Love, used many times. Also frequent: fun, lovely, wonderful, joy, innovation, community spirit, flourishing, mini-ecology, safe and happy, thrilled, accomplishment, enjoyment, gathering place, doesn’t cost much, helpful, welcoming, healthy food, responsive, “If it ain’t broke don’t fix it,” participatory, creative, treasure, unique, vibrant, public-community partnership, long-term relationships, community engagement, responsible, rich resource, civility, highlight, heartening, existing working relationships, community-driven, community-built, inspiring, empowering, connection, community based activism, citizen participation, grass roots, community that evolved, utilizing limited resources, community hub, locus of neighbourliness, cheerfulness, highly participatory community, meaningful connections, creative, collective thinking, great economic value.

A very friendly list.

The Money Story

Cash-handling: On Friday October 21, the third “transition” meeting was held at Wallace Rink House. Councillor Ana Bailao was there, as well as Recreation manager Kelvin Seow, Recreation supervisors Wendy Jang and Peter Lewis, five Dufferin Grove program staff , and me (Jutta Mason) for CELOS. This is an attempt to transfer cash handling (for food and skate loans at Wallace and Campbell rinks) from CELOS to city staff (good), adapting the city’s cash-handling protocols (tricky) so that they don’t make the food and skate programs impossible. The meeting lasted over three hours and was pretty frustrating. The outcome was promising, though – it looks like management will allow staff to begin the skating season with the same staffing setup as last season, and then the city’s cash-handling methods can be tested in real life instead of just discussed hypothetically at meetings. It’s surprising how complicated grocery shopping can be if cash is not allowed and food is regarded as “inventory,” which must be guarded. Mistrust is usually expensive, when financial arrangements are based on mistrust. So the question is: can the Ward 18 program staff work together with rink users and management to devise a cash-handling method that’s based on pay-what-you-can donations, food-as-hospitality, and skates-as-community-resource? Can mistrust be replaced by transparent accounting, posted on the web every week and open to all to see? Can the auditor be persuaded that the city’s current cash-handling methods are not the only ones possible?

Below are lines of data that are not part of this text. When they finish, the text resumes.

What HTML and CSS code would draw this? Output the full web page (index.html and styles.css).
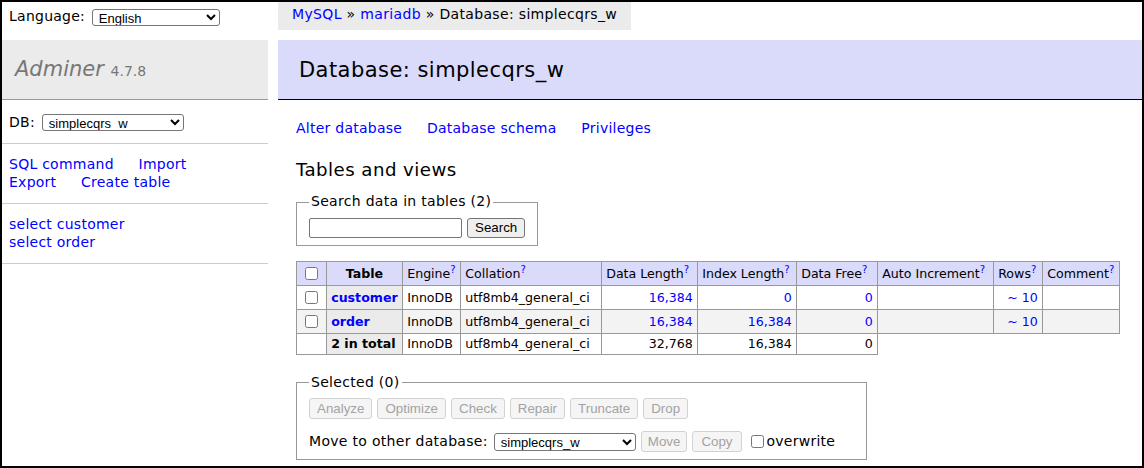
FILE: index.html
```html
<!DOCTYPE html>
<html lang="en">
<head>
<meta charset="utf-8">
<title>Database: simplecqrs_w - Adminer</title>
<link rel="stylesheet" href="styles.css">
</head>
<body>
<div class="frame">
  <aside class="menu">
    <div class="lang">Language: <select class="sel sel-lang"><option>English</option></select></div>
    <h1 class="logo"><a class="logo-name" href="#">Adminer</a> <span class="version">4.7.8</span></h1>
    <p class="menu-block dbpick">DB: <select class="sel sel-db"><option>simplecqrs_w</option></select></p>
    <p class="menu-block menu-links"><a href="#">SQL command</a> <a href="#">Import</a><br><a href="#">Export</a> <a href="#">Create table</a></p>
    <p class="menu-block menu-tables"><a href="#">select customer</a><br><a href="#">select order</a></p>
  </aside>
  <main class="main">
    <div class="breadcrumb"><a href="#">MySQL</a> » <a href="#">mariadb</a> » Database: simplecqrs_w</div>
    <h2 class="title">Database: simplecqrs_w</h2>
    <div class="content">
      <p class="links"><a href="#">Alter database</a> <a href="#">Database schema</a> <a href="#">Privileges</a></p>
      <h3 class="subtitle">Tables and views</h3>
      <fieldset class="box search">
        <legend>Search data in tables (2)</legend>
        <div class="row"><input class="txt" type="text"><button class="btn">Search</button></div>
      </fieldset>
      <table class="tables">
        <colgroup>
          <col class="c-chk"><col class="c-name"><col class="c-engine"><col class="c-coll"><col class="c-dlen"><col class="c-ilen"><col class="c-dfree"><col class="c-auto"><col class="c-rows"><col class="c-comment">
        </colgroup>
        <thead>
          <tr>
            <td><input class="chk" type="checkbox"></td>
            <th>Table</th>
            <td>Engine<a href="#"><sup>?</sup></a></td>
            <td>Collation<a href="#"><sup>?</sup></a></td>
            <td>Data Length<a href="#"><sup>?</sup></a></td>
            <td>Index Length<a href="#"><sup>?</sup></a></td>
            <td>Data Free<a href="#"><sup>?</sup></a></td>
            <td>Auto Increment<a href="#"><sup>?</sup></a></td>
            <td>Rows<a href="#"><sup>?</sup></a></td>
            <td>Comment<a href="#"><sup>?</sup></a></td>
          </tr>
        </thead>
        <tbody>
          <tr>
            <td><input class="chk" type="checkbox"></td>
            <th><a href="#">customer</a></th>
            <td>InnoDB</td>
            <td>utf8mb4_general_ci</td>
            <td class="num"><a href="#">16,384</a></td>
            <td class="num"><a href="#">0</a></td>
            <td class="num"><a href="#">0</a></td>
            <td class="num"></td>
            <td class="num"><a href="#">~ 10</a></td>
            <td></td>
          </tr>
          <tr class="odd">
            <td><input class="chk" type="checkbox"></td>
            <th><a href="#">order</a></th>
            <td>InnoDB</td>
            <td>utf8mb4_general_ci</td>
            <td class="num"><a href="#">16,384</a></td>
            <td class="num"><a href="#">16,384</a></td>
            <td class="num"><a href="#">0</a></td>
            <td class="num"></td>
            <td class="num"><a href="#">~ 10</a></td>
            <td></td>
          </tr>
          <tr class="total">
            <td></td>
            <th>2 in total</th>
            <td>InnoDB</td>
            <td>utf8mb4_general_ci</td>
            <td class="num">32,768</td>
            <td class="num">16,384</td>
            <td class="num">0</td>
          </tr>
        </tbody>
      </table>
      <fieldset class="box selected">
        <legend>Selected (0)</legend>
        <div class="row btnrow">
          <button class="btn btn-dis" disabled>Analyze</button>
          <button class="btn btn-dis" disabled>Optimize</button>
          <button class="btn btn-dis" disabled>Check</button>
          <button class="btn btn-dis" disabled>Repair</button>
          <button class="btn btn-dis" disabled>Truncate</button>
          <button class="btn btn-dis" disabled>Drop</button>
        </div>
        <div class="row moverow">
          <span class="move-label">Move to other database:</span>
          <select class="sel sel-move"><option>simplecqrs_w</option></select>
          <button class="btn btn-dis" disabled>Move</button>
          <button class="btn btn-dis btn-copy" disabled>Copy</button>
          <label class="ow"><input class="chk chk-ow" type="checkbox">overwrite</label>
        </div>
      </fieldset>
    </div>
  </main>
</div>
</body>
</html>
```
FILE: styles.css
```css
* { box-sizing: border-box; }
html, body { margin: 0; padding: 0; background: #fff; }
body {
  font: 14px/17.5px "DejaVu Sans", Verdana, sans-serif;
  letter-spacing: 0.25px;
  color: #000;
}
a { color: #0000ff; text-decoration: none; }

.frame {
  width: 1144px;
  height: 468px;
  border: 2px solid #000;
  display: flex;
  overflow: hidden;
}

/* ---------- left menu ---------- */
.menu { width: 266px; flex: none; }
.lang {
  height: 38px;
  padding: 2px 7px 0;
  line-height: 25px;
}
.sel {
  font: 13px "Liberation Sans", Arial, sans-serif;
  color: #000;
  height: 17px;
  padding: 0 0 0 2px;
  border: 1px solid #767676;
  border-radius: 3px;
  background: #fff;
  vertical-align: middle;
}
.sel-lang { width: 128px; margin-left: 2px; }
.sel-db { width: 142px; margin-left: 7px; }

.logo {
  margin: 0;
  height: 60px;
  padding: 16px 13px 0;
  font-size: 21px;
  line-height: 26px;
  font-weight: normal;
  letter-spacing: 0;
  color: #777;
  background: #ebebeb;
  border-bottom: 1px solid #999;
}
.logo-name { color: #777; font-style: italic; }
.version { font-size: 14px; color: #777; }

.menu-block {
  margin: 0;
  padding: 12px 7px;
  border-bottom: 1px solid #ccc;
}
.dbpick {
  height: 44px;
  padding: 2px 7px 0;
  display: flex;
  align-items: center;
}
.menu-links a { margin-right: 20px; }

/* ---------- main ---------- */
.main { flex: 1; min-width: 0; margin-left: 10px; }
.breadcrumb {
  width: fit-content;
  height: 28px;
  line-height: 25px;
  padding: 0 14px;
  background: #ebebeb;
  white-space: nowrap;
  letter-spacing: 0.34px;
}
.title {
  margin: 10px 0 20px;
  height: 60px;
  padding: 16.5px 21px 0;
  font-size: 21px;
  line-height: 26px;
  font-weight: normal;
  letter-spacing: 0.45px;
  background: #dadafa;
  border-bottom: 1px solid #000;
}
.content { padding-left: 18px; }
.links { margin: 0; }
.links a { margin-right: 20px; }
.subtitle {
  margin: 21px 0 0;
  font-size: 18.2px;
  line-height: 22.75px;
  font-weight: normal;
  letter-spacing: 0.44px;
}

.box {
  margin: 12px 0 0;
  padding: 7px 12px;
  border: 1px solid #999;
  min-width: 0;
}
.box legend { padding: 0 2px; letter-spacing: 0.3px; }
.search { width: fit-content; }
.row { display: flex; align-items: center; gap: 5px; }

.txt {
  width: 153px;
  height: 20px;
  padding: 1px 2px;
  border: 1px solid #767676;
  border-radius: 2px;
  font: 13px "Liberation Sans", Arial, sans-serif;
}
.btn {
  height: 20px;
  padding: 0 7px;
  font: 13.33px "Liberation Sans", Arial, sans-serif;
  color: #000;
  background: #efefef;
  border: 1px solid #767676;
  border-radius: 3px;
}
.btn-dis {
  height: 21px;
  color: #a3a3a3;
  background: #f5f5f5;
  border-color: #d2d2d2;
}

/* ---------- table ---------- */
.tables {
  border-collapse: collapse;
  table-layout: fixed;
  width: 823px;
  margin-top: 15px;
  font-size: 12.6px;
  line-height: 15px;
  letter-spacing: 0;
}
.c-chk { width: 30px; }
.c-name { width: 76px; }
.c-engine { width: 58px; }
.c-coll { width: 141px; }
.c-dlen { width: 96px; }
.c-ilen { width: 99px; }
.c-dfree { width: 81px; }
.c-auto { width: 116px; }
.c-rows { width: 49px; }
.c-comment { width: 77px; }
.tables td, .tables th {
  border: 1px solid #999;
  padding: 2.5px 4.2px;
  white-space: nowrap;
  text-align: left;
  font-weight: normal;
  overflow: hidden;
}
.tables thead td, .tables thead th { background: #dadafa; }
.tables thead th { text-align: center; font-weight: bold; }
.tables tbody th { background: #ebebeb; font-weight: bold; }
.tables tbody tr.odd td { background: #f3f3f3; }
.tables td.num { text-align: right; }
.tables sup { font-size: 10px; line-height: 0; }
.chk {
  width: 13px;
  height: 13px;
  margin: 2.5px 3px 2.5px 4px;
  vertical-align: middle;
}

/* ---------- selected ---------- */
.selected { width: 571px; margin-top: 19px; }
.moverow { margin-top: 12px; gap: 0; }
.move-label { margin-right: 6px; letter-spacing: 0.3px; }
.sel-move { width: 142px; height: 18px; margin-right: 5px; }
.moverow .btn { margin-right: 5px; padding: 0 6px; }
.moverow .btn-copy { padding: 0 8px; }
.ow { display: flex; align-items: center; margin-left: 4px; }
.chk-ow { margin: 0 3px 0 0; }
```
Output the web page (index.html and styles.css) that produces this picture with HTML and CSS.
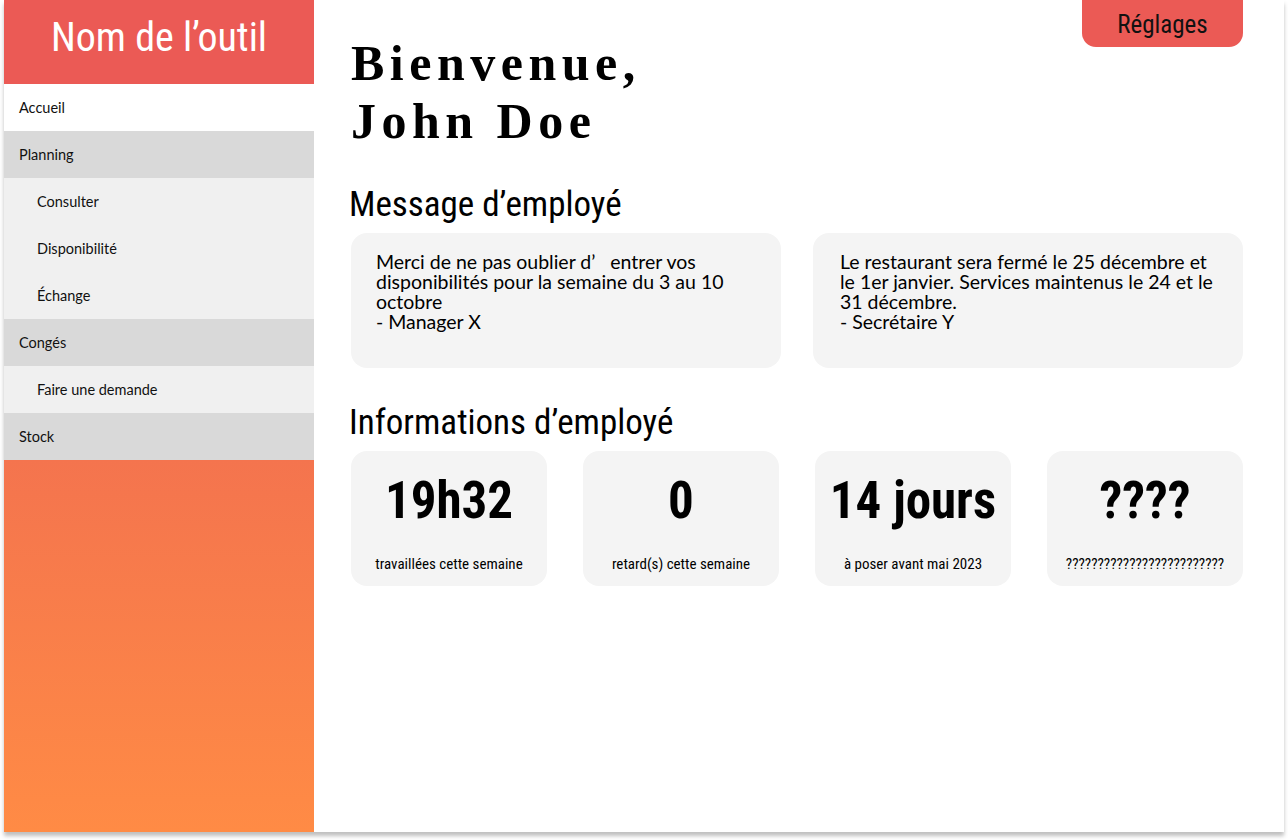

In the last chapter I mentioned that CUPE Local 416 has retained a firm of forensic accountants, Rosen & Associates, to help untangle the city’s finances in ways that were beyond the capacities of KPMG. On the Rosen Associates website, there’s an interesting introduction:
Contrary to popular belief, accounting standards leave much room for discretion. The sheer amount of litigation involving accounting and financial reporting is testament to the degree to which accounting can be manipulated and abused in the wrong hands. Our firm was founded on the premise that accounting choices exist, and can influence decision-making. Hence, we don’t just ask what accounting treatment was applied. We ask, “why?”
www.rosen-associates.com/about.shtml

So the project for the winter is finding the right way of doing small, local, community-based accounting. It’s going to be really interesting, and all ideas are welcome.

Fall Story (2011) is published by the Centre for Local Research into Public Space (CELOS), www.celos.ca.